Así pues, dado que no podemos negar que enfrentamos en nuestra cultura, no sólo un ambiente francamente hostil para la fe, de fuertes corrientes congelantes en sentido contrario, puesto que sabemos que hay muchos “escándalos”, es decir, obstáculos y tropiezos, – que los mismos sacerdotes hemos puesto a granel -, para creer, nuestra homilía, nuestra catequesis y nuestra oración, tienen que estar orientadas a fortalecer la fe, en nosotros primero, para luego, confirmar en la fe a nuestros hermanos. Esto será posible solo a partir de la claridad de los conceptos: la fe, un don de Dios.

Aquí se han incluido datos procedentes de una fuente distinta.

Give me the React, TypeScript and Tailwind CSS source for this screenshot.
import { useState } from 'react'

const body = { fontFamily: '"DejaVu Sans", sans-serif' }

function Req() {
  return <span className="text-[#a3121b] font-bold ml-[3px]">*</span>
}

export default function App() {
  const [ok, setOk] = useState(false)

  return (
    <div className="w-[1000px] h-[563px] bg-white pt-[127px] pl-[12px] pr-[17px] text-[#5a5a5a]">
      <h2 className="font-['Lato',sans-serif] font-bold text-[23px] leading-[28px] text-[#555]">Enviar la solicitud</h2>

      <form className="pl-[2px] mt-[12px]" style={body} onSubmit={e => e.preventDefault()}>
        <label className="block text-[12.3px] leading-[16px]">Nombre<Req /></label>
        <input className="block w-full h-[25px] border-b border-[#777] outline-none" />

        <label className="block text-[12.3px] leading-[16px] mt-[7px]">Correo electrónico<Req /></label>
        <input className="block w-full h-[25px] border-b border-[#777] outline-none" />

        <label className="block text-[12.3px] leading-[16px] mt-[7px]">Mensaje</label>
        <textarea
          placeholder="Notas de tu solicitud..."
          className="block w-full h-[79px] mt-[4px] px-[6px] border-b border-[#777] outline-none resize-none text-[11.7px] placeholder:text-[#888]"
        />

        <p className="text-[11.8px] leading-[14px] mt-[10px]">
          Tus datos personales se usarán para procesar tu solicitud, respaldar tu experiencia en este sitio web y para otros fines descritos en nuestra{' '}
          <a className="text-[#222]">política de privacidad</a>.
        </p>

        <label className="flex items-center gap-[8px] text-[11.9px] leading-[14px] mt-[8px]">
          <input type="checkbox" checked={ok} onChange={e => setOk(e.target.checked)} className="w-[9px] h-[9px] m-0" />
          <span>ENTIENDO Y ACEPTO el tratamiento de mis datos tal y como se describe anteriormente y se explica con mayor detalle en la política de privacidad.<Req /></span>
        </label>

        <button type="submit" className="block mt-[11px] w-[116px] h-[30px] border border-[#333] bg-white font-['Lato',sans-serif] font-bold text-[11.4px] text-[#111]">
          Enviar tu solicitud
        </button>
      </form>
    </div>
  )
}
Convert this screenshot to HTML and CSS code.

El objeto, la revelación hecha en por Jesús; no se trata de realidades manipulables y totalmente claras para nuestra inteligencia, se requieren ese creer y ese saber, la necesidad de ilustrar y promover nuestra fe. Inolvidable San Agustín: «Crede ut intelligas; intellige ut credas».

 

UN MINUTO CON EL EVANGELIO.

Marko I. Rupnik.

 

El discurso del pan termina con una especie de selección entre los que están escuchando a Cristo. Él se sorprende de que algunos se escandalicen mientras afirma su identidad de verdadero pan y de verdadera bebida para la vida del mundo, y pone de relieve la cuestión de la fe. Creer no significa simplemente reconocer una visión del mundo y aceptar algunos mandamientos y preceptos como estilo de vida. Creer significa adherirse con todo el corazón, con toda la persona. Pero este acto de adhesión, creer realmente, no depende sólo de la opción del hombre. Creer en un Dios que es comunión y que es amor significa admitir principios y categorías que no se pueden reducir a la simple constatación intelectual y no se pueden aplicar con un mero empeño de la voluntad. Nuestra adhesión al hijo tiene su comienzo en el amor del Padre, y la fe es así respuesta al amor.

 

Sugerencia.- El himno del oficio de lectura del jueves de la II y IV semanas del T.O. trae un hermoso poema sobre: Señor, ¿a quién iremos, si tú eres la Palabra?